While viewing the blog Beautiful Black Women: Thoughts of a White B'woy, I came upon these images. I believe Andreas displayed them as a way of admiring black women as he always does, but the images compelled me to dig deeper and analyze.
Take a look at these pictures of Magazine covers in the 1950s. click on image for full view.
After viewing these pictures I can say quite a few things:
1) Black women were absolutely beautiful back then, and whoever is swallowing the hogwash that says black women are just naturally inclined to be big or overweight or “thick” is wrong. The women in the 50’s did not look like what I see everywhere I go including on the television these days. Here is a tip, work out and get healthy ladies. No if, ands, or buts. Where there is a will, there is always a way. In addition, it says that black women and the lives they are leading need to seriously be further examined. A lot must not be right for an entire group of women to physically morph into double of what used to be their norm, in a span of just 50 years.
2) Black women being shut out from glamorization in Hollywood, usually given to white women, is not a new thing at all. In my opinion, some progress has been made, but I say we (black women) stop trying to get the full recognition and glamour that we deserve all together and create our own avenues of media distribution and films. Either do that, or try to market ourselves in a way that appeals to all markets! Not just black.

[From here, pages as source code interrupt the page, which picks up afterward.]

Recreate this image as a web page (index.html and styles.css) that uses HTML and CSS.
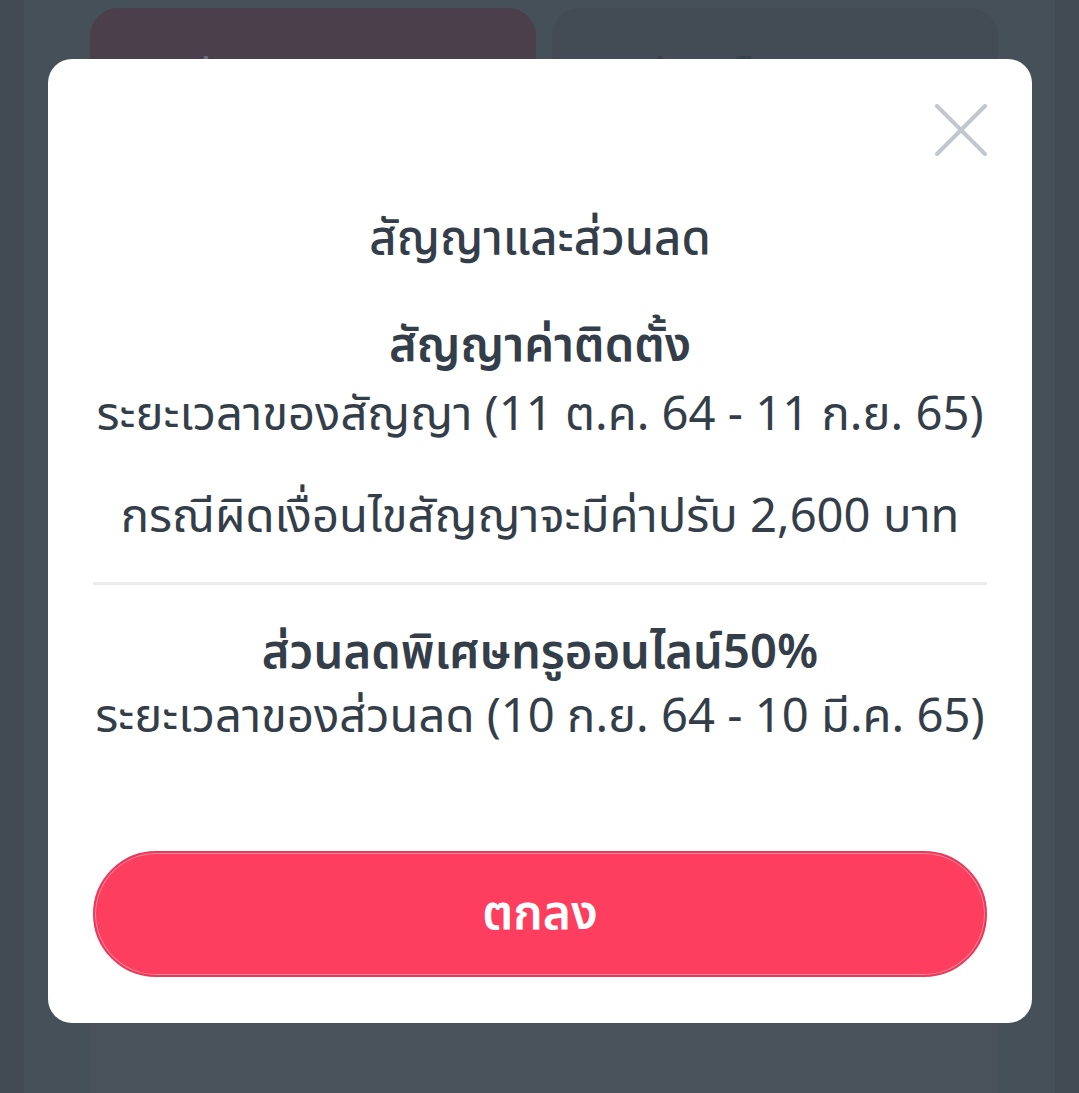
FILE: index.html
```html
<!DOCTYPE html>
<html lang="th">
<head>
	<meta charset="UTF-8">
	<title>สัญญาและส่วนลด</title>
	<link rel="stylesheet" href="styles.css">
</head>
<body>

<div class="page">
	<div class="cards">
		<div class="card card-active">ผ่อน 24 เดือน</div>
		<div class="card">จ่ายเต็มจำนวน</div>
	</div>
	<div class="panel"></div>
</div>

<div class="overlay">
	<div class="modal">
		<div class="modal-top">
			<button class="close" type="button">
				<svg width="52" height="52" viewBox="0 0 52 52">
					<path d="M2 2 L50 50 M50 2 L2 50" stroke="#c0c8ce" stroke-width="4" stroke-linecap="round" fill="none"/>
				</svg>
			</button>
		</div>

		<div class="modal-body">
			<div class="title">สัญญาและส่วนลด</div>

			<div class="block">
				<div class="heading">สัญญาค่าติดตั้ง</div>
				<div class="line">ระยะเวลาของสัญญา (11 ต.ค. 64 - 11 ก.ย. 65)</div>
				<div class="line line-gap">กรณีผิดเงื่อนไขสัญญาจะมีค่าปรับ 2,600 บาท</div>
			</div>

			<div class="divider"></div>

			<div class="block block-discount">
				<div class="heading">ส่วนลดพิเศษทรูออนไลน์50%</div>
				<div class="line line-tight">ระยะเวลาของส่วนลด (10 ก.ย. 64 - 10 มี.ค. 65)</div>
			</div>
		</div>

		<button class="btn-ok" type="button">ตกลง</button>
	</div>
</div>

</body>
</html>
```

FILE: styles.css
```css
*{
	margin: 0;
	padding: 0;
	box-sizing: border-box;
}
body{
	background: linear-gradient(to right, #424a53 0, #424a53 24px, #465059 24px, #465059 1055px, #424a53 1055px);
	font-family: "Noto Sans Thai", "Noto Sans", "Open Sans", sans-serif;
	color: #343e49;
	height: 1093px;
	overflow: hidden;
}
.page{
	padding: 8px 81px 0 90px;
}
.cards{
	display: flex;
	gap: 16px;
}
.card{
	flex: 1;
	height: 260px;
	border-radius: 28px;
	background-color: #434c55;
	padding-top: 44px;
	text-align: center;
	font-size: 47px;
	line-height: 60px;
	color: #38424b;
}
.card-active{
	background-color: #4a3f4b;
	color: #66707b;
}
.panel{
	margin-top: 16px;
	height: 809px;
	border-radius: 28px 28px 0 0;
	background-color: #49525b;
}

/* popup */
.overlay{
	position: fixed;
	left: 0;
	top: 0;
	right: 0;
	bottom: 0;
}
.modal{
	position: absolute;
	left: 48px;
	top: 59px;
	width: 984px;
	height: 964px;
	background: #fff;
	border-radius: 24px;
	padding: 45px 45px 46px;
	display: flex;
	flex-direction: column;
}
.modal-top{
	display: flex;
	justify-content: flex-end;
	height: 52px;
}
.close{
	border: none;
	background: none;
	width: 52px;
	height: 52px;
}
.close svg{
	display: block;
}
.modal-body{
	flex: 1;
	text-align: center;
	font-size: 47.2px;
	line-height: 60px;
	white-space: nowrap;
}
.title{
	font-weight: 500;
	margin-top: 54px;
}
.block{
	margin-top: 47px;
}
.heading{
	font-weight: 600;
}
.line{
	margin-top: 9px;
}
.line-gap{
	margin-top: 42px;
}
.line-tight{
	margin-top: 4px;
}
.divider{
	height: 3px;
	background: #ebecee;
	margin-top: 34px;
}
.block-discount{
	margin-top: 39px;
}
.btn-ok{
	height: 126px;
	border-radius: 63px;
	background-color: #fd3e5f;
	border: 2px solid #e93a59;
	box-shadow: inset 0 0 0 1px #ff8a9d;
	color: #fff;
	font-family: inherit;
	font-size: 48px;
	font-weight: 600;
}
```
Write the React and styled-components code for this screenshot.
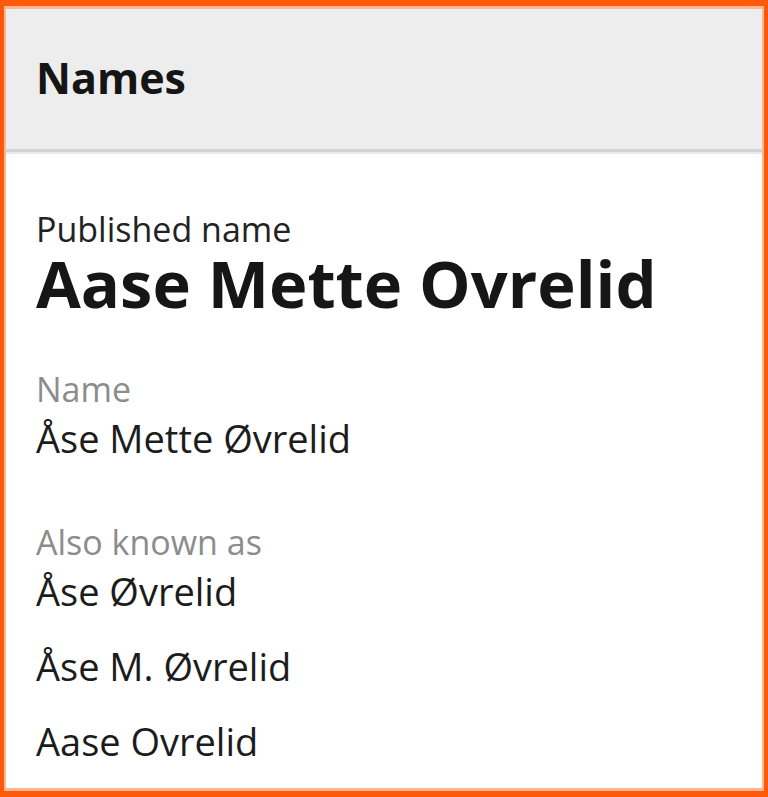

3) Black women were sexualized and fetishized in the 50’s much like they are today. Just look at the face of the women on the cover of Say magazine. She has a very sultry look on her face. And then look at how each one of them are exposing their cleavage in revealing suits. I certainly don’t see much emphasis being placed on the bottom like the smut magazines of today, but I do think these magazines were printed with the black male gaze in mind and zero recognition of the black female gaze. So it makes me think? Were these women the predecessors of the Raunch Culture we view today? I suppose we perpetuate it, but were they (both the black women and the black men in the 50’s who subscribed to these magazines) aware of the consequences of what they mass produced? Did they not realize the inherent difference in choosing to market the women in these ways after the long history black women have in the U.S. regarding sexual exploitation? Or was this considered tastefully done? I am not sure but intend to do some research.
4) This makes me think about famous Blues singers of the 1920s like Bessie Smith, Ma Rainey, Ida Cox and the like. They were known for their talented voices, but also for the sexually suggestive (or as sexually suggestive as you could get away with in the 50’s) lyrics of their songs. I wonder what, if anything, this did to harm the image of black women back then and today? I am not placing immense blame on them because in some ways I feel they were not aware that black women could occupy a respectable and admirable realm that did not limit her to just the Hattie McDaniel mammy-figure. After all, they were singing for crowds of the black working class. Black women in the upper echelons of black American society did not like the songs they chose to sing.
How do you as a young black woman feel about these images?